By Julia Hanlon, Volée Ambassador
I don’t cry often. In fact, I can count the amount of times I have cried on one hand during the past year. In the past two months though, I cried twice within the span of one week. I had just returned from one of the most challenging runs of my life. It was not a hard track session, long tempo run, or even a race, but instead a one hour run that turned into a two hour odyssey, after getting lost in an Ethiopian valley.
After finding my way back to the Yaya Village, I headed straight into the kitchen where I knew I would find some drinking water. Upon seeing the six Yaya Girls eating breakfast, I burst into tears. They motioned for me to sit down and were alarmed by the dirt, scratches, and blood on my legs. Without asking, the girls started cleaning the dirt and blood off my legs, prepared me breakfast, and held my hands.
Although we didn’t speak the same language, they could feel my exhaustion and fear. I repeated “dog” a few times and having recently taught them animal names in English class, they understood that a dog had attacked me as I pointed to the scratch marks on my legs. I reenacted a falling-forward motion as I signaled to my bloody knee. After being scrubbed and nourished, the girls tucked me into bed so that I could rest. I couldn’t fall asleep though. I was still shaken from being lost, attacked by a large dog, and suffering a hard fall. At the same time, I felt a sense of calm descending from the warmth of the girls as they took care of me in my fragile state.
The Yaya Girls Program is a trimester school for six young female runners who spend 3 and a half months studying English, gender empowerment, and receive vocational training in Sululta, Ethiopia. The six girls ranged from ages 17-21 and were from Addis Ababa and its surrounding region.

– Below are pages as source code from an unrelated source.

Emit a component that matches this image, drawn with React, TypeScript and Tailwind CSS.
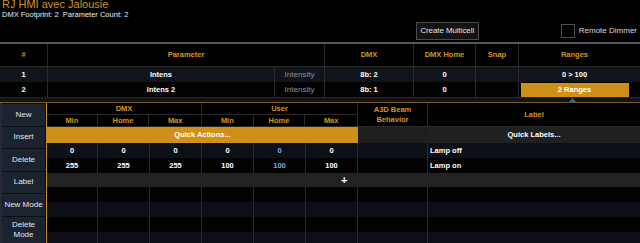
import React from 'react'

const LINE = 'border-[#2a2a2a]'
const LOW_COLS = ['w-[51px]', 'w-[52px]', 'w-[52px]', 'w-[52px]', 'w-[52px]', 'w-[52px]']
const BUTTONS = ['New', 'Insert', 'Delete', 'Label', 'New Mode']

function TopRow({ bg, n, name, dmx, home, ranges, active }: { bg: string; n: string; name: string; dmx: string; home: string; ranges: string; active?: boolean }) {
  return (
    <div className={`flex h-[15px] font-bold text-white ${bg}`}>
      <div className={`w-[48px] shrink-0 border-r ${LINE} flex items-center justify-center`}>{n}</div>
      <div className={`w-[227px] shrink-0 border-r ${LINE} flex items-center justify-center`}>{name}</div>
      <div className={`w-[50px] shrink-0 border-r ${LINE} flex items-center justify-center font-normal text-[8px] text-[#8f8f8f]`}>Intensity</div>
      <div className={`w-[89px] shrink-0 border-r ${LINE} flex items-center justify-center`}>{dmx}</div>
      <div className={`w-[62px] shrink-0 border-r ${LINE} flex items-center justify-center`}>{home}</div>
      <div className={`w-[43px] shrink-0 border-r ${LINE}`} />
      <div className="w-[111px] shrink-0 flex items-center justify-center">
        {active ? (
          <div className="w-[108px] h-[14px] bg-[#cf901a] flex items-center justify-center">{ranges}</div>
        ) : (
          ranges
        )}
      </div>
    </div>
  )
}

function LowRow({ bg, vals, label }: { bg: string; vals?: string[]; label?: string }) {
  return (
    <div className={`flex h-[15px] font-bold ${bg}`}>
      {LOW_COLS.map((w, i) => (
        <div key={i} className={`${w} shrink-0 border-r ${LINE} flex items-center justify-center ${i === 4 ? 'text-[#7ea9ea]' : 'text-white'}`}>
          {vals?.[i]}
        </div>
      ))}
      <div className={`w-[70px] shrink-0 border-r ${LINE}`} />
      <div className="flex-1 pl-[2px] flex items-center text-white">{label}</div>
    </div>
  )
}

export default function App() {
  return (
    <div className="w-[640px] h-[243px] overflow-hidden bg-black text-[7.5px] leading-none font-['Liberation_Sans',Arial,sans-serif]">
      {/* title bar */}
      <div className="h-[42px] flex justify-between">
        <div className="pl-[2px]">
          <div className="text-[11px] leading-none text-[#d4921e] -mt-px">RJ HMI avec Jalousie</div>
          <div className="mt-[1px] text-[7.5px] text-[#ececec] whitespace-pre">DMX Footprint: 2  Parameter Count: 2</div>
        </div>
        <div className="flex items-start pt-[22px] pr-[3px]">
          <div className="h-[18px] w-[63px] mr-[82px] border border-[#4a4a4a] bg-[#141414] text-[7.8px] text-[#e6e6e6] flex items-center justify-center">
            Create Multicell
          </div>
          <div className="mt-[2px] w-[14px] h-[14px] border border-[#4d4d4d]" />
          <div className="mt-[2px] h-[14px] ml-[4px] flex items-center text-[8px] text-[#d8d8d8]">Remote Dimmer</div>
        </div>
      </div>

      {/* parameter table */}
      <div className="border-t-2 border-[#575757]">
        <div className={`flex h-[23px] font-bold text-[#d4961e] border-b ${LINE}`}>
          <div className={`w-[48px] shrink-0 border-r ${LINE} flex items-center justify-center`}>#</div>
          <div className={`w-[277px] shrink-0 border-r ${LINE} flex items-center justify-center`}>Parameter</div>
          <div className={`w-[89px] shrink-0 border-r ${LINE} flex items-center justify-center`}>DMX</div>
          <div className={`w-[62px] shrink-0 border-r ${LINE} flex items-center justify-center`}>DMX Home</div>
          <div className={`w-[43px] shrink-0 border-r ${LINE} flex items-center justify-center`}>Snap</div>
          <div className="w-[111px] shrink-0 flex items-center justify-center">Ranges</div>
        </div>
        <TopRow bg="bg-[#10151c]" n="1" name="Intens" dmx="8b: 2" home="0" ranges="0 > 100" />
        <TopRow bg="bg-[#030303]" n="2" name="Intens 2" dmx="8b: 1" home="0" ranges="2 Ranges" active />
        <div className="relative h-[5px] bg-[#141414] border-t border-[#262626]">
          <svg className="absolute left-[568px] top-0" width="9" height="5" viewBox="0 0 9 5">
            <path d="M4.5 0 L9 5 L0 5 Z" fill="#4b5b6e" />
          </svg>
        </div>
      </div>

      {/* ranges editor */}
      <div className="flex border-t border-[#7a5c2c]">
        <div className="w-[46px] shrink-0 border-l-2 border-[#262b33] bg-[#0b0f15] pt-px flex flex-col gap-px">
          {BUTTONS.map(b => (
            <div key={b} className="w-[43px] h-[21.5px] bg-[#1b2330] text-[8px] text-[#e6e6e6] whitespace-nowrap flex items-center justify-center">
              {b}
            </div>
          ))}
          <div className="w-[43px] h-[26px] bg-[#1b2330] text-[8px] leading-[10px] text-[#e6e6e6] flex flex-col items-center justify-center">
            <div>Delete</div>
            <div>Mode</div>
          </div>
        </div>
        <div className="flex-1 border-l border-[#c98f1e]">
          <div className={`flex h-[24px] font-bold text-[#d4961e] border-b ${LINE}`}>
            <div className={`w-[155px] shrink-0 border-r ${LINE} flex flex-col`}>
              <div className={`h-[12px] border-b ${LINE} flex items-center justify-center`}>DMX</div>
              <div className="flex-1 flex">
                <div className={`w-[51px] border-r ${LINE} flex items-center justify-center`}>Min</div>
                <div className={`w-[52px] border-r ${LINE} flex items-center justify-center`}>Home</div>
                <div className="w-[52px] flex items-center justify-center">Max</div>
              </div>
            </div>
            <div className={`w-[156px] shrink-0 border-r ${LINE} flex flex-col`}>
              <div className={`h-[12px] border-b ${LINE} flex items-center justify-center`}>User</div>
              <div className="flex-1 flex">
                <div className={`w-[52px] border-r ${LINE} flex items-center justify-center`}>Min</div>
                <div className={`w-[52px] border-r ${LINE} flex items-center justify-center`}>Home</div>
                <div className="w-[52px] flex items-center justify-center">Max</div>
              </div>
            </div>
            <div className={`w-[70px] shrink-0 border-r ${LINE} flex flex-col items-center justify-center text-center leading-[10px]`}>
              <div>A3D Beam</div>
              <div>Behavior</div>
            </div>
            <div className="flex-1 flex items-center justify-center">Label</div>
          </div>
          <div className="flex h-[16px] font-bold text-white">
            <div className="w-[311px] shrink-0 bg-[#cf901a] flex items-center justify-center">Quick Actions...</div>
            <div className="w-[70px] shrink-0 bg-[#1e1e1e]" />
            <div className="flex-1 bg-[#202020] flex items-center justify-center">Quick Labels...</div>
          </div>
          <LowRow bg="bg-[#0d1117]" vals={['0', '0', '0', '0', '0', '0']} label="Lamp off" />
          <LowRow bg="bg-[#020202]" vals={['255', '255', '255', '100', '100', '100']} label="Lamp on" />
          <div className="h-[14px] bg-[#222222] flex items-center pl-[294px] text-white text-[11px] font-bold">+</div>
          <LowRow bg="bg-[#020202]" />
          <LowRow bg="bg-[#0c1016]" />
          <LowRow bg="bg-[#020202]" />
          <LowRow bg="bg-[#0c1016]" />
        </div>
      </div>
    </div>
  )
}
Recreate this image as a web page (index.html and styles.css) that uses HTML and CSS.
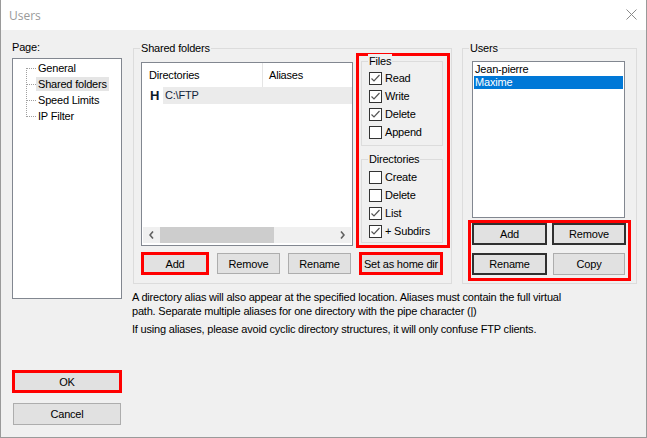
FILE: index.html
```html
<!DOCTYPE html>
<html>
<head>
<meta charset="utf-8">
<title>Users</title>
<link rel="stylesheet" href="styles.css">
</head>
<body>
<div class="window">
  <div class="titlebar">
    <span class="title">Users</span>
    <svg class="close" width="11" height="11" viewBox="0 0 11 11"><path d="M0.5 0.5L10.5 10.5M10.5 0.5L0.5 10.5" stroke="#8a8a8a" stroke-width="1" fill="none"/></svg>
  </div>
  <div class="body">
    <div class="leftcol">
      <div class="pagelabel">Page:</div>
      <div class="tree">
        <svg class="treelines" width="10" height="64" viewBox="0 0 10 64">
          <line x1="0.5" y1="8" x2="0.5" y2="57" stroke="#a0a0a0" stroke-dasharray="1 1"/>
          <line x1="1" y1="8.5" x2="10" y2="8.5" stroke="#a0a0a0" stroke-dasharray="1 1"/>
          <line x1="1" y1="24.5" x2="10" y2="24.5" stroke="#a0a0a0" stroke-dasharray="1 1"/>
          <line x1="1" y1="40.5" x2="10" y2="40.5" stroke="#a0a0a0" stroke-dasharray="1 1"/>
          <line x1="1" y1="56.5" x2="10" y2="56.5" stroke="#a0a0a0" stroke-dasharray="1 1"/>
        </svg>
        <ul class="treeitems">
          <li><span>General</span></li>
          <li><span class="sel">Shared folders</span></li>
          <li><span>Speed Limits</span></li>
          <li><span>IP Filter</span></li>
        </ul>
      </div>
      <div class="btn hl okbtn">OK</div>
      <div class="btn cancelbtn">Cancel</div>
    </div>

    <div class="main">
      <div class="groups">
        <div class="group shared">
          <div class="legend">Shared folders</div>
          <div class="shared-top">
            <div class="dirlist">
              <div class="dirhead">
                <div class="col1">Directories</div>
                <div class="col2">Aliases</div>
              </div>
              <div class="dirrow"><span class="hicon">H</span><span class="path">C:\FTP</span></div>
              <div class="fill"></div>
              <div class="hscroll">
                <div class="arrow"><svg width="5" height="8" viewBox="0 0 5 8"><path d="M4 0.5L1 4L4 7.5" stroke="#606060" stroke-width="1.6" fill="none"/></svg></div>
                <div class="thumb"></div>
                <div class="track"></div>
                <div class="arrow"><svg width="5" height="8" viewBox="0 0 5 8"><path d="M1 0.5L4 4L1 7.5" stroke="#606060" stroke-width="1.6" fill="none"/></svg></div>
              </div>
            </div>
            <div class="perms">
              <div class="group subgroup files">
                <div class="legend">Files</div>
                <div class="rows rows-files">
                  <div class="cb"><svg width="13" height="13" viewBox="0 0 13 13"><rect x="0.5" y="0.5" width="12" height="12" fill="#fff" stroke="#333"/><path d="M2.5 6.5L5 9L10.5 3" stroke="#555" stroke-width="1.2" fill="none"/></svg><span>Read</span></div>
                  <div class="cb"><svg width="13" height="13" viewBox="0 0 13 13"><rect x="0.5" y="0.5" width="12" height="12" fill="#fff" stroke="#333"/><path d="M2.5 6.5L5 9L10.5 3" stroke="#555" stroke-width="1.2" fill="none"/></svg><span>Write</span></div>
                  <div class="cb"><svg width="13" height="13" viewBox="0 0 13 13"><rect x="0.5" y="0.5" width="12" height="12" fill="#fff" stroke="#333"/><path d="M2.5 6.5L5 9L10.5 3" stroke="#555" stroke-width="1.2" fill="none"/></svg><span>Delete</span></div>
                  <div class="cb"><svg width="13" height="13" viewBox="0 0 13 13"><rect x="0.5" y="0.5" width="12" height="12" fill="#fff" stroke="#333"/></svg><span>Append</span></div>
                </div>
              </div>
              <div class="group subgroup dirs">
                <div class="legend">Directories</div>
                <div class="rows rows-dirs">
                  <div class="cb"><svg width="13" height="13" viewBox="0 0 13 13"><rect x="0.5" y="0.5" width="12" height="12" fill="#fff" stroke="#333"/></svg><span>Create</span></div>
                  <div class="cb"><svg width="13" height="13" viewBox="0 0 13 13"><rect x="0.5" y="0.5" width="12" height="12" fill="#fff" stroke="#333"/></svg><span>Delete</span></div>
                  <div class="cb"><svg width="13" height="13" viewBox="0 0 13 13"><rect x="0.5" y="0.5" width="12" height="12" fill="#fff" stroke="#333"/><path d="M2.5 6.5L5 9L10.5 3" stroke="#555" stroke-width="1.2" fill="none"/></svg><span>List</span></div>
                  <div class="cb"><svg width="13" height="13" viewBox="0 0 13 13"><rect x="0.5" y="0.5" width="12" height="12" fill="#fff" stroke="#333"/><path d="M2.5 6.5L5 9L10.5 3" stroke="#555" stroke-width="1.2" fill="none"/></svg><span>+ Subdirs</span></div>
                </div>
              </div>
            </div>
          </div>
          <div class="shared-buttons">
            <div class="btn hl b-add">Add</div>
            <div class="btn b-remove">Remove</div>
            <div class="btn b-rename">Rename</div>
            <div class="btn hl b-home">Set as home dir</div>
          </div>
        </div>

        <div class="group users">
          <div class="legend">Users</div>
          <div class="userlist">
            <div class="uitem">Jean-pierre</div>
            <div class="uitem sel">Maxime</div>
          </div>
          <div class="userbtns">
            <div class="btn dark">Add</div>
            <div class="btn dark">Remove</div>
            <div class="btn dark">Rename</div>
            <div class="btn copy">Copy</div>
          </div>
        </div>
      </div>

      <div class="desc">
        <p>A directory alias will also appear at the specified location. Aliases must contain the full virtual<br>path. Separate multiple aliases for one directory with the pipe character (|)</p>
        <p class="p2">If using aliases, please avoid cyclic directory structures, it will only confuse FTP clients.</p>
      </div>
    </div>
  </div>
</div>
</body>
</html>
```

FILE: styles.css
```css
* { box-sizing: border-box; margin: 0; padding: 0; }

html, body {
  width: 647px;
  height: 438px;
  overflow: hidden;
  background: #fff;
}

body {
  font-family: "Liberation Sans", Arial, sans-serif;
  font-size: 11px;
  letter-spacing: -0.2px;
  color: #000;
}

.window {
  width: 647px;
  height: 438px;
  border: 1px solid #9a9a9a;
  border-top: none;
  display: flex;
  flex-direction: column;
  background: #f0f0f0;
}

.titlebar {
  height: 30px;
  flex: none;
  background: #fff;
  display: flex;
  align-items: center;
  justify-content: space-between;
  padding: 0 9px 0 8px;
}

.title {
  font-family: "Open Sans", "Noto Sans", sans-serif;
  font-size: 12px;
  letter-spacing: 0;
  color: #9a9a9a;
}

.close { display: block; margin-top: -1px; }

.body {
  flex: 1;
  display: flex;
  padding-left: 11px;
}

/* Left column */
.leftcol {
  width: 110px;
  flex: none;
  display: flex;
  flex-direction: column;
}

.pagelabel {
  margin-top: 10px;
  height: 14px;
  line-height: 14px;
}

.tree {
  margin-top: 4px;
  height: 241px;
  background: #fff;
  border: 1px solid #828790;
  display: flex;
  align-items: flex-start;
  padding: 1px 0 0 13px;
}

.treelines { display: block; flex: none; }

.treeitems { list-style: none; }

.treeitems li {
  height: 16px;
  display: flex;
  align-items: center;
}

.treeitems span {
  padding: 0 2px;
  line-height: 14px;
}

.treeitems span.sel { background: #e5e5e5; }

.btn {
  background: #e1e1e1;
  border: 1px solid #adadad;
  display: flex;
  align-items: center;
  justify-content: center;
  white-space: nowrap;
}

.btn.hl { border: 3px solid #f00; }

.okbtn {
  margin-top: 71px;
  width: 110px;
  height: 23px;
}

.cancelbtn {
  margin-top: 10px;
  margin-left: 1px;
  width: 108px;
  height: 22px;
}

/* Main area */
.main {
  margin-left: 10px;
  display: flex;
  flex-direction: column;
}

.groups {
  margin-top: 18px;
  display: flex;
}

.group {
  border: 1px solid #dcdcdc;
  display: flex;
  flex-direction: column;
}

.legend {
  align-self: flex-start;
  height: 14px;
  line-height: 14px;
  margin: -8px 0 -6px 6px;
  padding: 0 1px;
  background: #f0f0f0;
}

.shared {
  margin-left: 1px;
  width: 319px;
  height: 236px;
}

.shared-top {
  margin: 4px 0 0 7px;
  display: flex;
  align-items: flex-start;
}

.dirlist {
  margin-top: 9px;
  width: 212px;
  height: 184px;
  background: #fff;
  border: 1px solid #828790;
  display: flex;
  flex-direction: column;
}

.dirhead {
  display: flex;
  height: 24px;
}

.col1 {
  width: 121px;
  padding-left: 7px;
  border-right: 1px solid #e5e5e5;
  display: flex;
  align-items: center;
}

.col2 {
  padding-left: 6px;
  display: flex;
  align-items: center;
}

.dirrow {
  display: flex;
  height: 17px;
  align-items: center;
}

.hicon {
  margin-left: 8px;
  width: 13px;
  font-weight: bold;
  font-size: 13px;
  letter-spacing: 0;
  color: #0c1a2a;
  line-height: 17px;
}

.path {
  flex: 1;
  height: 17px;
  line-height: 17px;
  padding-left: 2px;
  background: #ebebeb;
  color: #10233a;
}

.fill { flex: 1; }

.hscroll {
  height: 16px;
  margin: 0 1px 2px 1px;
  background: #f0f0f0;
  display: flex;
  align-items: stretch;
}

.hscroll .arrow {
  width: 17px;
  display: flex;
  align-items: center;
  justify-content: center;
}

.hscroll .arrow svg { display: block; }

.thumb {
  width: 114px;
  background: #cdcdcd;
}

.track { flex: 1; }

.perms {
  margin-left: 3px;
  width: 94px;
  height: 195px;
  border: 3px solid #f00;
  padding: 5px 4px 2px 2px;
  display: flex;
  flex-direction: column;
}

.subgroup { width: 82px; }

.files { height: 85px; }

.dirs {
  margin-top: 13px;
  height: 84px;
}

.rows { margin-left: 7px; }
.rows-files { margin-top: 7px; }
.rows-dirs { margin-top: 8px; }

.cb {
  height: 18px;
  display: flex;
  align-items: center;
  white-space: nowrap;
}

.cb svg { display: block; flex: none; }
.cb span { margin-left: 3px; }

.shared-buttons {
  margin: 4px 0 0 7px;
  display: flex;
  align-items: flex-start;
  gap: 8px;
}

.b-add { width: 68px; height: 23px; }
.b-remove, .b-rename { width: 63px; height: 21px; margin-top: 1px; }
.b-home { width: 84px; height: 23px; }

/* Users group */
.users {
  margin-left: 10px;
  width: 175px;
  height: 236px;
}

.userlist {
  margin: 12px 0 0 9px;
  width: 153px;
  height: 157px;
  background: #fff;
  border: 1px solid #828790;
  padding: 1px;
}

.uitem {
  height: 13px;
  line-height: 13px;
  padding-left: 1px;
}

.uitem.sel {
  background: #0078d7;
  color: #fff;
}

.userbtns {
  margin: 2px 0 0 5px;
  width: 163px;
  height: 61px;
  border: 3px solid #f00;
  padding: 0 0 0 1px;
  display: grid;
  grid-template-columns: 75px 74px;
  grid-template-rows: 22px 22px;
  column-gap: 5px;
  row-gap: 8px;
}

.btn.dark { border: 2px solid #303030; }

.btn.copy {
  width: 72px;
  margin-left: 1px;
  border: 1px solid #adadad;
}

/* Description */
.desc {
  margin-top: 6px;
  line-height: 14px;
  white-space: nowrap;
}

.desc .p2 { margin-top: 4px; }
```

The Yaya Girls Program provides them with a unique opportunity to pursue their running at 8,858 feet, while also developing life and job skills.
Having only a brother, being the girls’ teacher, and unable to speak the same language as them, I did not expect to feel a sense of sisterhood. However, if I encapsulate the lessons I learned in Ethiopia into one statement, it would be, “have no expectations.” When you share three meals a day, run together, hear each other’s sheets rustle during the night, and see one another through daily highs and lows, sisterhood is formed.
When I said goodbye to the six girls on my return home, I didn’t cry. I felt strange since they were all crying, yet my tears were not coming. After second and third rounds of hugging, I finally got into the waiting car and headed to the airport. As we drove away, tears started to stream down my face. I was leaving my six Ethiopian sisters, uncertain as to when I would see them again. Hardly an hour goes by when I don’t wonder what the Yaya Girls are doing— what are they eating for breakfast? How was their afternoon run? What new words are they learning in English class? Sisterhood transcends continents, language, and age. I can only imagine the happy tears that will come when I someday reunite with them.